Behind them the world had vanished. Nothing remained but the clouds beneath, and the sky above, and the heaping of skulls between,–upslanting out of sight.
Then the sun climbed with the climbers; and there was no warmth in the light of him, but coldness sharp as a sword. And the horror of stupendous height, and the nightmare of stupendous depth, and the terror of silence, ever grew and grew, and weighed upon the pilgrim, and held his feet,–so that suddenly all power departed from him, and he moaned like a sleeper in dreams.
“Hasten, hasten, my son!” cried the Bodhisattva: “the day is brief, and the summit is very far away.”
But the pilgrim shrieked,–
“I fear!

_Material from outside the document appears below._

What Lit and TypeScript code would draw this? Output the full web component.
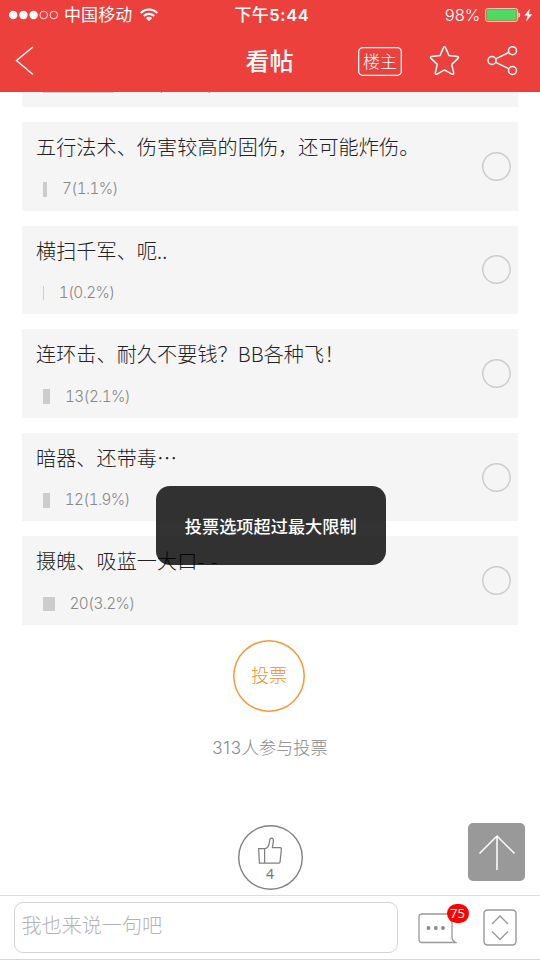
import { LitElement, html, css } from "lit";
import { customElement } from "lit/decorators.js";

interface Option {
  title: string;
  votes: string;
  bar: number;
}

const options: Option[] = [
  { title: "", votes: "123(19.8%)", bar: 71 },
  { title: "五行法术、伤害较高的固伤，还可能炸伤。", votes: "7(1.1%)", bar: 4 },
  { title: "横扫千军、呃..", votes: "1(0.2%)", bar: 0.7 },
  { title: "连环击、耐久不要钱？BB各种飞！", votes: "13(2.1%)", bar: 7 },
  { title: "暗器、还带毒⋯", votes: "12(1.9%)", bar: 6.7 },
  { title: "摄魄、吸蓝一大口- -", votes: "20(3.2%)", bar: 11.5 },
];

@customElement("app-root")
export class AppRoot extends LitElement {
  static styles = css`
    :host {
      display: flex;
      flex-direction: column;
      position: relative;
      width: 540px;
      height: 960px;
      overflow: hidden;
      background: #fff;
      font-family: "Noto Sans CJK SC", sans-serif;
      box-sizing: border-box;
    }
    * { box-sizing: border-box; }
    svg { display: block; flex: none; fill: none; }
    header { background: #ec403c; color: #fff; height: 92px; flex: none; }
    .status {
      display: grid;
      grid-template-columns: 1fr auto 1fr;
      align-items: center;
      height: 30px;
      padding: 0 7px 0 9px;
      font-size: 17px;
      line-height: 28px;
    }
    .side { display: flex; align-items: center; }
    .carrier { margin: 0 8px 0 6px; letter-spacing: 0.1px; height: 30px; }
    .time { font-size: 17px; font-weight: 500; letter-spacing: 0.35px; display: flex; height: 30px; padding-left: 2px; }
    .digits { font-family: Inter, sans-serif; font-weight: 600; font-size: 16.5px; letter-spacing: 0.7px; line-height: 30px; }
    .right { justify-content: flex-end; }
    .percent { font-family: Inter, sans-serif; font-size: 16.5px; line-height: 30px; margin-right: 5px; font-weight: 300; letter-spacing: -0.1px; }
    nav {
      display: grid;
      grid-template-columns: 1fr auto 1fr;
      align-items: center;
      height: 62px;
      padding: 0 22px 0 15px;
    }
    .heading { font-size: 24px; line-height: 30px; font-weight: 500; height: 32px; margin-left: 6px; }
    .tools { display: flex; align-items: center; justify-content: flex-end; }
    .owner {
      width: 44px;
      height: 29px;
      box-shadow: inset 0 0 0 1.3px #fff;
      border-radius: 5px;
      font-size: 17px;
      font-weight: 300;
      line-height: 28px;
      text-align: center;
    }
    .star { margin-left: 27px; }
    .share { margin-left: 27px; }
    main { flex: 1; min-height: 0; overflow: hidden; }
    .list {
      display: flex;
      flex-direction: column;
      gap: 14.9px;
      margin-top: -73.6px;
      padding: 0 22px;
    }
    .card {
      display: flex;
      align-items: center;
      justify-content: space-between;
      flex: none;
      height: 88.7px;
      background: #f5f5f5;
      padding: 0 7px 0 14px;
    }
    .body { height: 100%; padding-top: 10px; }
    .title {
      font-size: 20.1px;
      line-height: 30px;
      height: 30px;
      font-weight: 300;
      color: #222;
      white-space: nowrap;
      letter-spacing: 0.08px;
      word-spacing: 2px;
    }
    .result { display: flex; align-items: center; height: 15px; margin-top: 20px; padding-left: 7px; }
    .bar { height: 14.6px; background: #ccc; }
    .votes {
      margin-left: 15px;
      margin-top: -1px;
      font-family: Inter, sans-serif;
      font-weight: 300;
      font-size: 15.3px;
      font-variant-numeric: tabular-nums;
      letter-spacing: -0.6px;
      line-height: 15px;
      color: #888;
    }
    .radio { width: 29px; height: 29px; box-shadow: inset 0 0 0 1.5px #ccc; border-radius: 50%; }
    .vote {
      width: 72px;
      height: 72px;
      margin: 15px 0 0 233px;
      box-shadow: inset 0 0 0 1.5px #f39838;
      border-radius: 50%;
      color: #f08c28;
      font-size: 18px;
      font-weight: 300;
      line-height: 69px;
      text-align: center;
    }
    .total {
      margin-top: 23px;
      height: 25px;
      line-height: 24px;
      text-align: center;
      color: #888;
      font-size: 17.2px;
      font-weight: 300;
    }
    .num { font-family: Inter, sans-serif; font-weight: 300; font-size: 17px; letter-spacing: 0.7px; }
    .like {
      display: flex;
      flex-direction: column;
      align-items: center;
      width: 65px;
      height: 65px;
      margin: 65px auto 0;
      padding-top: 12px;
      box-shadow: inset 0 0 0 1.4px #808080;
      border-radius: 50%;
      color: #777;
      font-size: 14px;
      line-height: 20px;
      font-family: "Noto Sans", sans-serif;
    }
    footer {
      display: flex;
      align-items: center;
      flex: none;
      height: 65px;
      padding: 0 23px 0 14px;
      border-top: 1px solid #ddd;
      border-bottom: 1px solid #d8d8d8;
      background: #fff;
    }
    .input {
      width: 384px;
      height: 51px;
      border: 1px solid #d4d4d4;
      border-radius: 9px;
      padding-left: 6.5px;
      font-size: 20.1px;
      font-weight: 300;
      line-height: 44px;
      color: #b4b4b4;
    }
    .comments { position: relative; margin-left: 20px; margin-top: 1px; }
    .badge {
      position: absolute;
      left: 28.5px;
      top: -9px;
      width: 22px;
      height: 19px;
      border-radius: 10px;
      background: #f00;
      color: #fff;
      font: 13px/19px "Noto Sans", sans-serif;
      text-align: center;
    }
    .pager { margin-left: 26px; }
    .toast {
      position: absolute;
      left: 155.5px;
      top: 486.3px;
      width: 230.5px;
      height: 78.5px;
      border-radius: 14px;
      background: rgba(0, 0, 0, 0.8);
      color: #fff;
      font-size: 17.2px;
      font-weight: 500;
      line-height: 79px;
      text-align: center;
    }
    .top {
      position: absolute;
      left: 467.7px;
      top: 823px;
      width: 57.7px;
      height: 58px;
      border-radius: 5px;
      background: #999;
    }
  `;

  private card(o: Option) {
    return html`<div class="card">
      <div class="body">
        <div class="title">${o.title}</div>
        <div class="result">
          <div class="bar" style="width:${o.bar}px"></div>
          <span class="votes">${o.votes}</span>
        </div>
      </div>
      <div class="radio"></div>
    </div>`;
  }

  render() {
    return html`
      <header>
        <div class="status">
          <div class="side">
            <svg width="49" height="10" viewBox="0 0 49 10" stroke="#fff">
              <g fill="#fff" stroke="none">
                <circle cx="4.2" cy="5" r="4.2" /><circle cx="14.4" cy="5" r="4.2" /><circle cx="24.6" cy="5" r="4.2" />
              </g>
              <circle cx="34.7" cy="5" r="3.8" stroke-width=".8" /><circle cx="44.8" cy="5" r="3.8" stroke-width=".8" />
            </svg>
            <span class="carrier">中国移动</span>
            <svg width="18" height="14" viewBox="0 0 18 14" stroke="#fff" stroke-width="2.1">
              <path d="M.8 4.9a11.6 11.6 0 0 1 16.4 0M3.8 8a7.4 7.4 0 0 1 10.4 0" />
              <path d="M9 13.2 5.9 10.1a4.4 4.4 0 0 1 6.2 0z" fill="#fff" stroke="none" />
            </svg>
          </div>
          <div class="time"><span>下午</span><span class="digits">5:44</span></div>
          <div class="side right">
            <span class="percent">98%</span>
            <svg width="48" height="14" viewBox="0 0 48 14">
              <rect x=".6" y=".6" width="32" height="12.8" rx="2" stroke="#f6cfc2" stroke-width="1" />
              <rect x="1.6" y="1.6" width="30" height="10.8" rx="1" fill="#4cd964" />
              <path d="M33.5 4.5c2.2.5 2.2 4.5 0 5z" fill="#fff" />
              <path d="m45 .6-5.6 7h3.2l-1.4 5.8 6-7.2h-3.3z" fill="#fff" />
            </svg>
          </div>
        </div>
        <nav>
          <svg width="20" height="30" viewBox="0 0 20 30" stroke="#fff" stroke-width="1.4">
            <path d="M18 1 1.5 14.5 18 28.5" />
          </svg>
          <div class="heading">看帖</div>
          <div class="tools">
            <div class="owner">楼主</div>
            <svg class="star" width="31" height="30" viewBox="0 0 31 30" stroke="#fff" stroke-width="1.5" stroke-linejoin="round">
              <path d="M14.5 1.6q1-1.6 2 0l3.5 8 8.3.8q2 .4.7 2l-6.3 6 2 8.3q.1 2.1-1.8 1.4l-7.4-4.2-7.4 4.2q-1.9.7-1.8-1.4l2-8.3-6.3-6q-1.3-1.6.7-2l8.3-.8z" />
            </svg>
            <svg class="share" width="31" height="30" viewBox="0 0 31 30" stroke="#fff" stroke-width="1.5">
              <circle cx="5" cy="14.5" r="4" /><circle cx="25.5" cy="4.7" r="4" /><circle cx="25.5" cy="24.5" r="4" />
              <path d="m8.7 12.8 13-6.3M8.7 16.3l13 6.3" />
            </svg>
          </div>
        </nav>
      </header>
      <main>
        <div class="list">${options.map((o) => this.card(o))}</div>
        <div class="vote">投票</div>
        <div class="total"><span class="num">313</span>人参与投票</div>
        <div class="like">
          <svg width="26" height="27" viewBox="0 0 26 28" stroke="#808080" stroke-width="1.3" stroke-linejoin="round">
            <path d="M1.2 12h6.2v15.2H2zM7.4 12c3 0 4.8-4 5.2-8 .4-3.8 4-3.8 3.9.3L15.5 11h8q1.4 0 1.3 1.5L23.4 26q-.2 1.2-1.5 1.2H7.4" />
          </svg>
          <span>4</span>
        </div>
      </main>
      <footer>
        <div class="input">我也来说一句吧</div>
        <div class="comments">
          <svg width="39" height="31" viewBox="0 0 39 31" stroke="#999" stroke-width="1.3">
            <path d="M37.6 29.5H4q-3 0-3-3V4q0-3 3-3h27q3 0 3 3v20.5q0 3 3.6 5z" />
            <g fill="#888" stroke="none"><circle cx="10.5" cy="15" r="1.9" /><circle cx="17.8" cy="15" r="1.9" /><circle cx="25" cy="15" r="1.9" /></g>
          </svg>
          <span class="badge">75</span>
        </div>
        <svg class="pager" width="34" height="37" viewBox="0 0 34 37" stroke="#999" stroke-width="1.4">
          <rect x="1" y="1" width="32" height="35" rx="3.5" />
          <path d="m9 15 8-8 8 8M9 22.5l8 8 8-8" />
        </svg>
      </footer>
      <div class="top">
        <svg width="58" height="58" viewBox="0 0 58 58" stroke="#fff" stroke-width="1.5">
          <path d="M29 13v34M11.5 30.5 29 13 46.5 30.5" />
        </svg>
      </div>
      <div class="toast">投票选项超过最大限制</div>
    `;
  }
}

I fear unspeakably!–and the power has departed from me!”
“The power will return, my son,” made answer the Bodhisattva . . . “Look now below you and above you and about you, and tell me what you see.”
“I cannot,” cried the pilgrim, trembling and clinging;–”I dare not look beneath! Before me and about me there is nothing but skulls of men.”
“And yet, my son,” said the Bodhisattva, laughing softly,–”and yet you do not know of what this mountain is made.”
The other, shuddering, repeated:–
“I fear!–unutterably I fear! . . . there is nothing but skulls of men!”
“A mountain of skulls it is,” responded the Bodhisattva. “But know, my son, that all of them ARE YOUR OWN! Each has at some time been the nest of your dreams and delusions and desires. Not every one of them is the skull of any other being. All,–all without exception,–have been yours, in the billions of your former lives.”